Residência ecológica
No entanto, a sustentabilidade da “Casa de Sal” vai além das garrafas de vidro utilizadas nas paredes. Com um telhado construído a partir de materiais reaproveitados e localizada em uma região sem ligação com a rede de esgoto, a residência conta com uma fossa biodegradável que trata os dejetos e os transforma em adubo.
“A fossa do nosso banheiro é um estudo da minha mãe. É um filtro em que ela [a fossa] sai com essa água para fazer irrigação, uma água que serve para a compostagem. E aí agora a gente está com esse projeto novo, que é a nossa horta. […] A gente tem um compromisso também com aquela terra ali que a gente está utilizando nesse tempo, né, porque estamos aí em frente, cuidando dela.
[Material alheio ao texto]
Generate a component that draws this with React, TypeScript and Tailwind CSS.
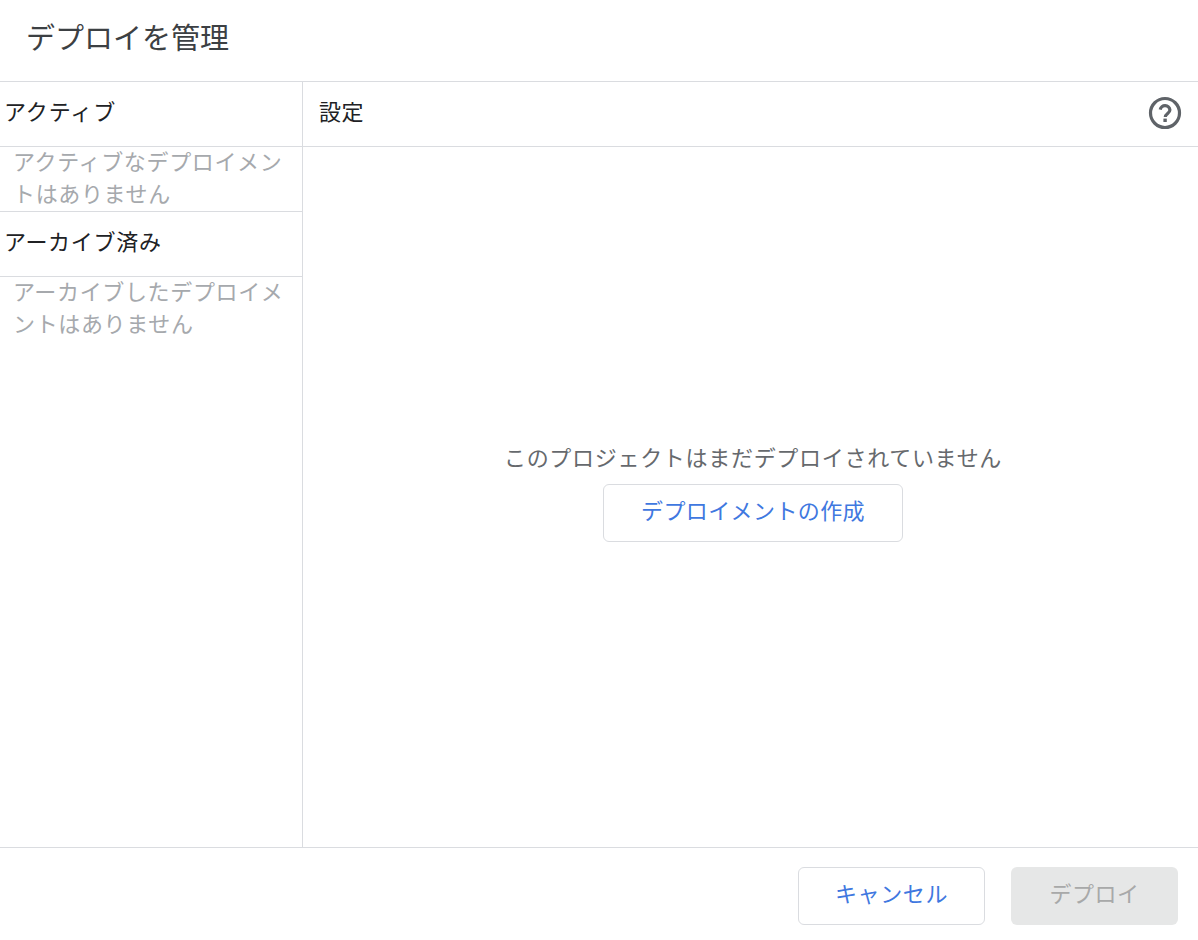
import React from "react";

const font = { fontFamily: '"Noto Sans CJK JP", "Noto Sans", sans-serif' };

function HelpIcon() {
  return (
    <svg width="34" height="34" viewBox="0 0 34 34" fill="none" aria-hidden="true">
      <circle cx="17" cy="17" r="14.5" stroke="#5f6368" strokeWidth="3.2" />
      <path d="M12.2 13.6a4.9 4.9 0 0 1 9.7.4c0 3.2-4.6 3.6-4.6 7" stroke="#5f6368" strokeWidth="3.2" fill="none" />
      <rect x="15.4" y="22.6" width="3.4" height="3.4" fill="#5f6368" />
    </svg>
  );
}

export default function App() {
  return (
    <div style={font} className="w-[1198px] h-[940px] bg-white flex flex-col overflow-hidden">
      <header className="h-[82px] shrink-0 border-b border-[#dadce0] pl-[26px] pt-[15px]">
        <h1 className="text-[29px] leading-[42px] font-normal text-[#3c4043]">デプロイを管理</h1>
      </header>
      <main className="flex-1 min-h-0 flex">
        <aside className="w-[303px] shrink-0 border-r border-[#dadce0] flex flex-col">
          <div className="h-[65px] shrink-0 border-b border-[#dadce0] pl-[4px] pb-[8px] flex items-center text-[22px] tracking-[0.9px] text-[#202124]">アクティブ</div>
          <div className="h-[65px] shrink-0 border-b border-[#dadce0] pl-[13px] pr-[16px]">
            <p className="-mt-[3px] text-[22px] leading-[32px] tracking-[0.65px] text-[#a6a9ad]">アクティブなデプロイメントはありません</p>
          </div>
          <div className="h-[65px] shrink-0 border-b border-[#dadce0] pl-[4px] pb-[8px] flex items-center text-[22px] tracking-[0.7px] text-[#202124]">アーカイブ済み</div>
          <div className="pl-[13px] pr-[16px]">
            <p className="-mt-[3px] text-[22px] leading-[32px] tracking-[0.65px] text-[#a6a9ad]">アーカイブしたデプロイメントはありません</p>
          </div>
        </aside>
        <section className="flex-1 min-w-0 flex flex-col">
          <div className="h-[65px] shrink-0 border-b border-[#dadce0] pl-[16px] pr-[16px] flex items-center justify-between">
            <span className="pb-[8px] text-[22px] tracking-[0.4px] text-[#202124]">設定</span>
            <span className="pb-[2px]"><HelpIcon /></span>
          </div>
          <div className="flex-1 flex flex-col items-center justify-center pl-[5px] pb-[12px]">
            <p className="text-[22px] leading-[32px] tracking-[0.7px] text-[#66696d]">このプロジェクトはまだデプロイされていません</p>
            <button className="mt-[12px] w-[300px] h-[58px] pb-[8px] rounded-[6px] border border-[#dadce0] bg-white text-[22px] tracking-[0.4px] text-[#3f78e0]">デプロイメントの作成</button>
          </div>
        </section>
      </main>
      <footer className="h-[93px] shrink-0 border-t border-[#dadce0] flex justify-end items-start gap-[26px] pt-[19px] pr-[20px]">
        <button className="w-[187px] h-[58px] pb-[8px] rounded-[6px] border border-[#dadce0] bg-white text-[22px] tracking-[0.6px] text-[#3f78e0]">キャンセル</button>
        <button className="w-[167px] h-[58px] pb-[8px] rounded-[6px] bg-[#e6e7e7] text-[22px] tracking-[0.5px] text-[#a8a9a9]">デプロイ</button>
      </footer>
    </div>
  );
}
É toda uma tecnologia própria”, afirmou Maria Gabrielly.
Com esses atributos, em harmonia com o ambiente que a cerca, a “Casa de Sal” também virou uma atração turística, recebendo viajantes interessados em ter uma vivência mais próxima da natureza e da comunidade. Para isso, a mãe e a filha disponibilizam um quarto do imóvel para hospedagem pelo Airbnb. A diária no local custa em torno de R$ 168.
“A gente faz o que a gente chama de ‘ecovivência’. A gente recebe grupos para ‘ecovivenciar’ Itamaracá. […] A gente promove esse encontro da pessoa com o território, tanto com a parte da natureza quanto com as pessoas, porque a gente tem grandes pessoas ali que fazem coisas muito interessantes. Nós temos os restaurantes de cozinha tradicional, gastronomia local, a gente tem artesãos, tem a vivência no mangue, as marisqueiras, os currais. É para trazer também esse olhar de vivenciar o território para além de um turismo convencional”, disse Gabrielly.